Exercise instructions —
Filter the entries below, keeping only lines with the word "this".

Exercise material —
------------------------------------------------------------------------

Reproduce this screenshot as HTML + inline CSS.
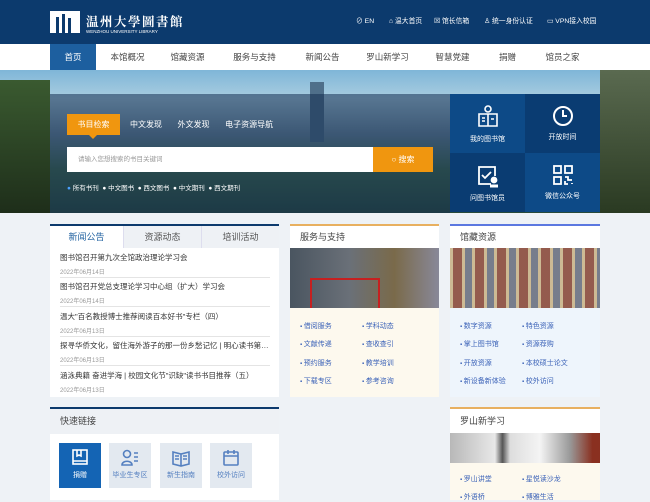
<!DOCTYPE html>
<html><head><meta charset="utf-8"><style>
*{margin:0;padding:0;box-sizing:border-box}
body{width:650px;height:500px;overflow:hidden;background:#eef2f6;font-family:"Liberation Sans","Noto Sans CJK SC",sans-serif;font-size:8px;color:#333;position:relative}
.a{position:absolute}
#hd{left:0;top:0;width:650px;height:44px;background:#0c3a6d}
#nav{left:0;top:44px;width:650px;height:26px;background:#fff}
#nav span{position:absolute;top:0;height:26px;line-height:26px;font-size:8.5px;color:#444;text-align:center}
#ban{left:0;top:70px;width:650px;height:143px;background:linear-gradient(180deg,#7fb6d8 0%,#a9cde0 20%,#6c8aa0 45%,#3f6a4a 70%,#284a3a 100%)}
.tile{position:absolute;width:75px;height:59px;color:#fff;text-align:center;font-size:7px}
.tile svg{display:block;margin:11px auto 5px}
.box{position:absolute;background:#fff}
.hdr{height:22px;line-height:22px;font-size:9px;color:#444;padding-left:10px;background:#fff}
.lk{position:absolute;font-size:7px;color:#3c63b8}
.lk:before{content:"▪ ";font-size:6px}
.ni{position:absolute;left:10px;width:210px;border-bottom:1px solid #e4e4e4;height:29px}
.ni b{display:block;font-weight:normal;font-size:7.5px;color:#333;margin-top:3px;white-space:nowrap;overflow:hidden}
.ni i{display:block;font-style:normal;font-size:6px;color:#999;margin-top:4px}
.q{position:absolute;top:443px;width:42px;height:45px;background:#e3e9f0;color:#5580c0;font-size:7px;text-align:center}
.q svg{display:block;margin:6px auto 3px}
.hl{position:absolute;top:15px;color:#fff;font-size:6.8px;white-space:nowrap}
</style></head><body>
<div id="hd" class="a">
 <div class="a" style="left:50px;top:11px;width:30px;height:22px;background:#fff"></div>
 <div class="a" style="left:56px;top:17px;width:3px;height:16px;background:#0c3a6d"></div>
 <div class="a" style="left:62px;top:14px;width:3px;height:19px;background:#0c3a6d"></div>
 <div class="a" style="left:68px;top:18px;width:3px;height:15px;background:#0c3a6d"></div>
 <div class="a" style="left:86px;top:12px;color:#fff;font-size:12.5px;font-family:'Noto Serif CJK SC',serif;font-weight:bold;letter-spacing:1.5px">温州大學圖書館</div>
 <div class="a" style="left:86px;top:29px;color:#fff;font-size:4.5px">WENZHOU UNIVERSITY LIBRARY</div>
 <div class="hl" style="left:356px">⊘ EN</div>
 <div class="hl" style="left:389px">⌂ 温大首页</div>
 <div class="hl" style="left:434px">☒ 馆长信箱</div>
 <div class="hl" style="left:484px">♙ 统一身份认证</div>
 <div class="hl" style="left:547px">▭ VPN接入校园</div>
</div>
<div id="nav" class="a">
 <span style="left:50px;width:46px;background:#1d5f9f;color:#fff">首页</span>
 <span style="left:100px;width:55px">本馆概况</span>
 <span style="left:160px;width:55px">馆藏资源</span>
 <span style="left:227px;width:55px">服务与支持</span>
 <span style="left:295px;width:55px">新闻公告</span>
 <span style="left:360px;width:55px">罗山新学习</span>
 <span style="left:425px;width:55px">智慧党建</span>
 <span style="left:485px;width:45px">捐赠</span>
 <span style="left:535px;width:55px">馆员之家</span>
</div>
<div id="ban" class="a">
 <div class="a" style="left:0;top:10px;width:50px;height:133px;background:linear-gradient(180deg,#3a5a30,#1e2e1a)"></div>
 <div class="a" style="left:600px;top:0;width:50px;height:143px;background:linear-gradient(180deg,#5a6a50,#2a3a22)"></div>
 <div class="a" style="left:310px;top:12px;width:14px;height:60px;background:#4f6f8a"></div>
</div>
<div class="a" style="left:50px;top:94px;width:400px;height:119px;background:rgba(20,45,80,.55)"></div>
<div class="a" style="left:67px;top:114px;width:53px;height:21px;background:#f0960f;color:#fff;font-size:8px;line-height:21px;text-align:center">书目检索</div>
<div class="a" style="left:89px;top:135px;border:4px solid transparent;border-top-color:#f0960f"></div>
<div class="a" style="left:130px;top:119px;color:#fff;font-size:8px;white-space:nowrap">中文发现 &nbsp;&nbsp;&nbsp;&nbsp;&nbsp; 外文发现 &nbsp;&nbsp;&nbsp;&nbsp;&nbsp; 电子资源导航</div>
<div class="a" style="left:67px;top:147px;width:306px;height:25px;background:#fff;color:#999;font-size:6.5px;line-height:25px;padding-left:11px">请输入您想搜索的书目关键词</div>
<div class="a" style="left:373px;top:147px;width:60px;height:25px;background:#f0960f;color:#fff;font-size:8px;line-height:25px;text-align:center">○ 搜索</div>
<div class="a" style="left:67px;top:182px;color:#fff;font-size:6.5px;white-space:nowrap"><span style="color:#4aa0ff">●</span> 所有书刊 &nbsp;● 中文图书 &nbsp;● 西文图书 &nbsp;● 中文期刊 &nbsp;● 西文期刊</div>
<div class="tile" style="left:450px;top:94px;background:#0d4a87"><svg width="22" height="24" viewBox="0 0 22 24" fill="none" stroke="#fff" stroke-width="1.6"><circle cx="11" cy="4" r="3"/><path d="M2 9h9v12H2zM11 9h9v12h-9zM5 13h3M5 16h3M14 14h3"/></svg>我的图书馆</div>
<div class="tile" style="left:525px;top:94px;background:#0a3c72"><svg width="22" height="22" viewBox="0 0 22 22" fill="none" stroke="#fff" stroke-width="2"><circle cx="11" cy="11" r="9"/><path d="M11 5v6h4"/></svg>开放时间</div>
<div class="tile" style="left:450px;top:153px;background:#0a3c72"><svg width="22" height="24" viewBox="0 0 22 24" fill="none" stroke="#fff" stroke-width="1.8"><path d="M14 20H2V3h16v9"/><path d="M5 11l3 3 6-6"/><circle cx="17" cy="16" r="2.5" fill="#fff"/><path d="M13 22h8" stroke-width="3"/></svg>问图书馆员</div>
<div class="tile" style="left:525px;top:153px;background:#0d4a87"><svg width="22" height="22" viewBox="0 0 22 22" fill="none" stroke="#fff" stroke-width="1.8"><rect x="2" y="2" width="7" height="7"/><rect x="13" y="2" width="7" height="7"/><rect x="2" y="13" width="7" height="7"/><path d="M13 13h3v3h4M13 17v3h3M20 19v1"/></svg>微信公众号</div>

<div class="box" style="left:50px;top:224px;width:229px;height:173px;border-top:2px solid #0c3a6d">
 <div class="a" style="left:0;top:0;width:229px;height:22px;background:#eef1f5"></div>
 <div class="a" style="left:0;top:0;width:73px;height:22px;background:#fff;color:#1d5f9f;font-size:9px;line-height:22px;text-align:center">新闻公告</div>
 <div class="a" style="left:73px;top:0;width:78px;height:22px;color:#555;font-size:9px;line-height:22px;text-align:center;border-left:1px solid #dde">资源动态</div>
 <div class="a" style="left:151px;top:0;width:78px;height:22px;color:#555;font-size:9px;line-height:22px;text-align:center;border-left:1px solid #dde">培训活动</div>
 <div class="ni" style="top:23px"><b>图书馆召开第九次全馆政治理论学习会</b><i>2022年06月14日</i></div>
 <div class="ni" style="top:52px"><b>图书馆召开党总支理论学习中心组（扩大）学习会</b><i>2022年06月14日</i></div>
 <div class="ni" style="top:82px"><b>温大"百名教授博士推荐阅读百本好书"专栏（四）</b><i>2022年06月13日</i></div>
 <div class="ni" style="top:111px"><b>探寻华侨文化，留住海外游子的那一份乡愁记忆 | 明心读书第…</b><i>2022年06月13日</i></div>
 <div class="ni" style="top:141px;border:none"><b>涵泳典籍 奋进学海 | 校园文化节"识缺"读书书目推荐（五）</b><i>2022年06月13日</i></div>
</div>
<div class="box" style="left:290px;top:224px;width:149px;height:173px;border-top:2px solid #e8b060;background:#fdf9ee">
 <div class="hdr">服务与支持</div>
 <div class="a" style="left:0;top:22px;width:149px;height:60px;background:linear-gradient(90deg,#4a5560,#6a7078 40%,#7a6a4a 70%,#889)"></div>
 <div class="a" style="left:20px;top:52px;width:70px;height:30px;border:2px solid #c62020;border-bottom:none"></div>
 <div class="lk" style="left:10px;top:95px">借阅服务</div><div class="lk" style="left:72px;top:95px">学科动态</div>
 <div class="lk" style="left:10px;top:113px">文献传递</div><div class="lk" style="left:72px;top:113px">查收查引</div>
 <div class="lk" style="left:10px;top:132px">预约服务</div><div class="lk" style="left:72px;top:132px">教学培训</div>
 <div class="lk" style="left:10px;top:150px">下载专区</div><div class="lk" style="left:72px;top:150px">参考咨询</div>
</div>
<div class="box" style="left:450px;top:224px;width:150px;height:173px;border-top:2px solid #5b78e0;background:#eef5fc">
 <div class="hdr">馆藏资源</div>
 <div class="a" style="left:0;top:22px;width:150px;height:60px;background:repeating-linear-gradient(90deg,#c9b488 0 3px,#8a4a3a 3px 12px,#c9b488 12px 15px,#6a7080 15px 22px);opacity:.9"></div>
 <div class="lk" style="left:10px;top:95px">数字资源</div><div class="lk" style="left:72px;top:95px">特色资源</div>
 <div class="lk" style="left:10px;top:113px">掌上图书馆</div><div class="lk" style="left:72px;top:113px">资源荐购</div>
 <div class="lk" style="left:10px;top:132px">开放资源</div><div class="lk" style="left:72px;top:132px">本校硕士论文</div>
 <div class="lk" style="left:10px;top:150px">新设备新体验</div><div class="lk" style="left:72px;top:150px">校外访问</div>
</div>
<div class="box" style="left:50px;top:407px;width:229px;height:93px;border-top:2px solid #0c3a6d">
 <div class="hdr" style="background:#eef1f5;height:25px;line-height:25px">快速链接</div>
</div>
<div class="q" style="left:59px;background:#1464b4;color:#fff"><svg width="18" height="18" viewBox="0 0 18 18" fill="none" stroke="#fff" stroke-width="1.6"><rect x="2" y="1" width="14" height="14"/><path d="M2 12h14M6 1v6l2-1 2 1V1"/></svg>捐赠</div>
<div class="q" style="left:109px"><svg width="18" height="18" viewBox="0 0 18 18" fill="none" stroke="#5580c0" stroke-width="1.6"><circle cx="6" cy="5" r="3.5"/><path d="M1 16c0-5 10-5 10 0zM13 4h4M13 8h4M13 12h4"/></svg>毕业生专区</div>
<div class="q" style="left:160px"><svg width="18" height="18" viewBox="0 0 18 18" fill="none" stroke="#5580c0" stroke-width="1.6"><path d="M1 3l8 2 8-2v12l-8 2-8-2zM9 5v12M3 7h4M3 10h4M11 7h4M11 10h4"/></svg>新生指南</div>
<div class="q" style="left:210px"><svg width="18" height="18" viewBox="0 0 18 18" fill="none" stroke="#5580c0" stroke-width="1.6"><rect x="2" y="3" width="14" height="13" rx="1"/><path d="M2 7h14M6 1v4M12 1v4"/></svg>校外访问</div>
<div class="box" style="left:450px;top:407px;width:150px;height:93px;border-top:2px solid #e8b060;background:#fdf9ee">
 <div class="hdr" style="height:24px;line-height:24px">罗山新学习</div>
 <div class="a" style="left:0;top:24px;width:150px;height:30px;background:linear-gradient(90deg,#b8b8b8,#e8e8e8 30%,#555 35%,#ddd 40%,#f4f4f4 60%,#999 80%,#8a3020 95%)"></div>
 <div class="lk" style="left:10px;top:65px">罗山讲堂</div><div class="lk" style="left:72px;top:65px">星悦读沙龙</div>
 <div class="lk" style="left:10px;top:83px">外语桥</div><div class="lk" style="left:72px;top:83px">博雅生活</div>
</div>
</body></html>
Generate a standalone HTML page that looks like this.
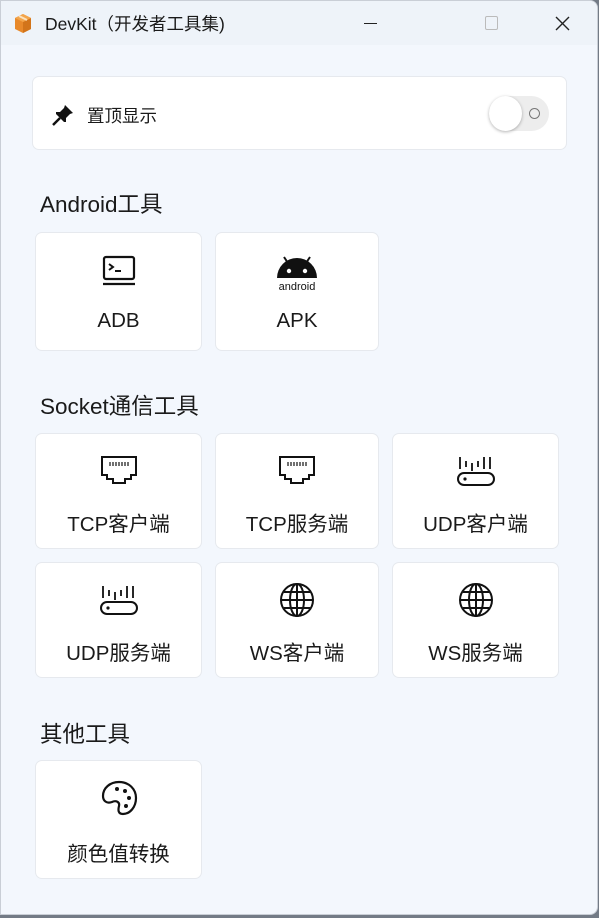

------------------------------------------------------------------------

Solved problem —
Reproduce this screenshot as HTML + inline CSS.
Generate a standalone HTML page that looks like this.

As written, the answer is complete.